Guía! ¡Guíame en la verdad! ¡Guíanos en la verdad!

Guía, oh Cristo, en la verdad 
a los padres y a las madres
de familia de la parroquia:
estimulados y fortificados
por la gracia sacramental del matrimonio
y conscientes de ser en la tierra
el signo visible de tu indefectible amor a la Iglesia,
sepan ser serenos y decididos
para afrontar con coherencia evangélica
las responsabilidades de la vida conyugal
y de la educación cristiana de los hijos.

Guía, oh Cristo, en la verdad
a los jóvenes de la parroquia:
que no se dejen atraer por nuevos ídolos,
como el consumismo a ultranza,
el bienestar a cualquier costo,
el permisivismo moral, la violencia contestataria,
sino que vivan con alegría tu mensaje,
que es el mensaje de las bienaventuranzas,
el mensaje del amor a Dios y al prójimo,
el mensaje del compromiso moral
para la transformación auténtica de la sociedad.

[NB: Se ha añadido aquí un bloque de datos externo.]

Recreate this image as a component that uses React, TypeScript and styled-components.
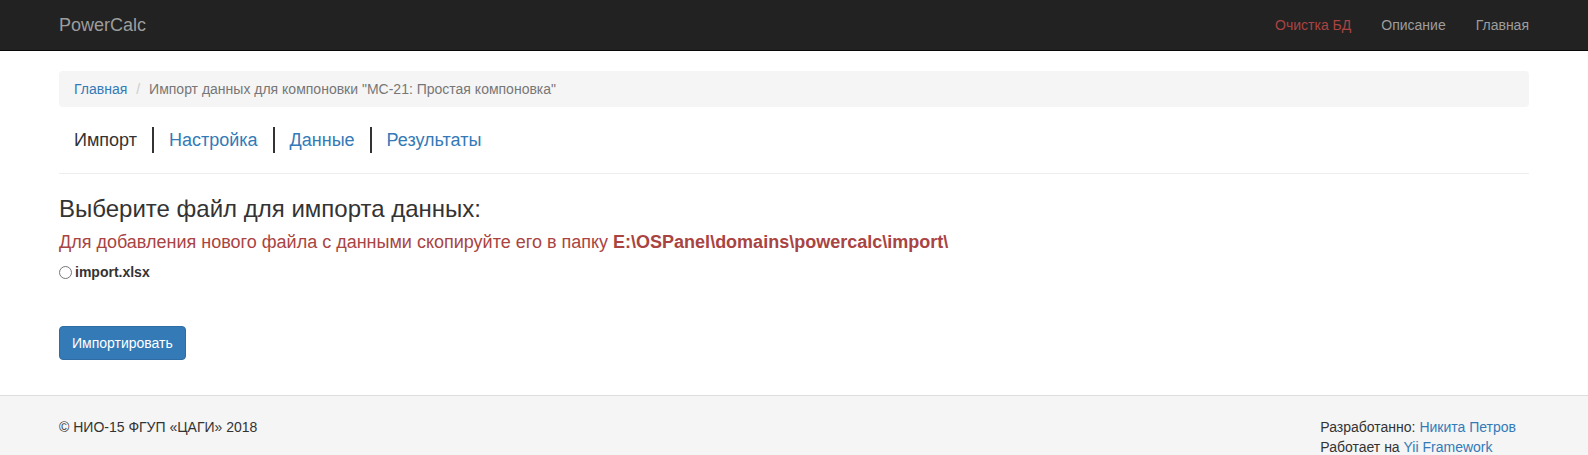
import styled, { createGlobalStyle } from "styled-components";

const GlobalStyle = createGlobalStyle`
  * { box-sizing: border-box; }
  html, body {
    margin: 0;
    padding: 0;
    background: #fff;
  }
  body {
    font-family: "Liberation Sans", Arial, Helvetica, sans-serif;
    font-size: 14px;
    line-height: 1.42857143;
    color: #333;
  }
  a { color: #337ab7; text-decoration: none; }
`;

const Container = styled.div<{ $align?: string }>`
  width: 1500px;
  margin-left: 44px;
  padding: 0 15px;
  display: flex;
  align-items: ${(p) => p.$align || "stretch"};
`;

const Navbar = styled.nav`
  background-color: #222;
  border-bottom: 1px solid #080808;
  height: 51px;
`;

const NavInner = styled(Container)`
  justify-content: space-between;
  height: 50px;
`;

const Brand = styled.a`
  font-size: 18px;
  line-height: 20px;
  padding: 15px 0;
  color: #9d9d9d;
`;

const NavList = styled.ul`
  display: flex;
  list-style: none;
  margin: 0 -15px 0 0;
  padding: 0;
`;

const NavLink = styled.a<{ $danger?: boolean }>`
  display: block;
  padding: 15px;
  line-height: 20px;
  color: ${(p) => (p.$danger ? "#a94442" : "#9d9d9d")};
`;

const Wrap = styled.div`
  padding-top: 20px;
`;

const Main = styled(Container)`
  flex-direction: column;
`;

const Breadcrumb = styled.ol`
  display: flex;
  list-style: none;
  margin: 0 0 20px;
  padding: 8px 15px;
  background-color: #f5f5f5;
  border-radius: 4px;
  li + li {
    margin-left: 4px;
  }
  li + li::before {
    content: "/\\00a0";
    padding: 0 5px;
    color: #ccc;
  }
`;

const Crumb = styled.li<{ $active?: boolean }>`
  color: ${(p) => (p.$active ? "#777" : "#337ab7")};
`;

const Tabs = styled.ul`
  display: flex;
  list-style: none;
  margin: 0;
  padding: 0;
`;

const Tab = styled.li<{ $active?: boolean }>`
  font-size: 18px;
  line-height: 26px;
  padding: 0 15px;
  color: ${(p) => (p.$active ? "#333" : "#337ab7")};
  & + & {
    border-left: 2px solid #333;
  }
`;

const Rule = styled.hr`
  margin: 20px 0 0;
  border: 0;
  border-top: 1px solid #eee;
  height: 0;
`;

const Heading = styled.h3`
  font-size: 24px;
  font-weight: 500;
  line-height: 1.1;
  margin: 22px 0 11px;
`;

const Notice = styled.h4`
  font-size: 18px;
  font-weight: 500;
  line-height: 1.1;
  margin: 0 0 9px;
  color: #a94442;
  b { font-weight: 700; }
`;

const RadioLabel = styled.label`
  display: flex;
  align-items: center;
  min-height: 20px;
  line-height: 20px;
  font-weight: 700;
  margin: 0 0 44px;
  input {
    width: 13px;
    height: 13px;
    margin: 0 3px 0 0;
  }
`;

const Button = styled.button`
  align-self: flex-start;
  font-family: inherit;
  font-size: 14px;
  line-height: 20px;
  padding: 6px 12px;
  color: #fff;
  background-color: #337ab7;
  border: 1px solid #2e6da4;
  border-radius: 4px;
  margin-bottom: 35px;
`;

const Footer = styled.footer`
  height: 66px;
  background-color: #f5f5f5;
  border-top: 1px solid #ddd;
  padding-top: 21px;
`;

const FooterInner = styled(Container)`
  justify-content: space-between;
`;

const Credits = styled.div`
  padding-right: 13px;
`;

export default function App() {
  return (
    <>
      <GlobalStyle />
      <Navbar>
        <NavInner $align="center">
          <Brand href="#">PowerCalc</Brand>
          <NavList>
            <li><NavLink $danger href="#">Очистка БД</NavLink></li>
            <li><NavLink href="#">Описание</NavLink></li>
            <li><NavLink href="#">Главная</NavLink></li>
          </NavList>
        </NavInner>
      </Navbar>
      <Wrap>
        <Main>
          <Breadcrumb>
            <Crumb>Главная</Crumb>
            <Crumb $active>Импорт данных для компоновки "МС-21: Простая компоновка"</Crumb>
          </Breadcrumb>
          <Tabs>
            <Tab $active>Импорт</Tab>
            <Tab>Настройка</Tab>
            <Tab>Данные</Tab>
            <Tab>Результаты</Tab>
          </Tabs>
          <Rule />
          <Heading>Выберите файл для импорта данных:</Heading>
          <Notice>
            Для добавления нового файла с данными скопируйте его в папку{" "}
            <b>E:\OSPanel\domains\powercalc\import\</b>
          </Notice>
          <RadioLabel>
            <input type="radio" name="file" value="import.xlsx" />
            import.xlsx
          </RadioLabel>
          <Button type="button">Импортировать</Button>
        </Main>
      </Wrap>
      <Footer>
        <FooterInner>
          <div>© НИО-15 ФГУП «ЦАГИ» 2018</div>
          <Credits>
            <div>Разработанно: <a href="#">Никита Петров</a></div>
            <div>Работает на <a href="#">Yii Framework</a></div>
          </Credits>
        </FooterInner>
      </Footer>
    </>
  );
}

Guía, oh Cristo, en la verdad 
a todos los fieles de la parroquia:
que la fe cristiana anime toda su vida
y los haga convertirse, frente al mundo,
en valientes testigos de tu misión de salvación,
en miembros conscientes y dinámicos de la Iglesia,
contentos de ser hijos de Dios
y hermanos contigo de todos los hombres.

¡Guíanos, oh Cristo, en la verdad! ¡Siempre!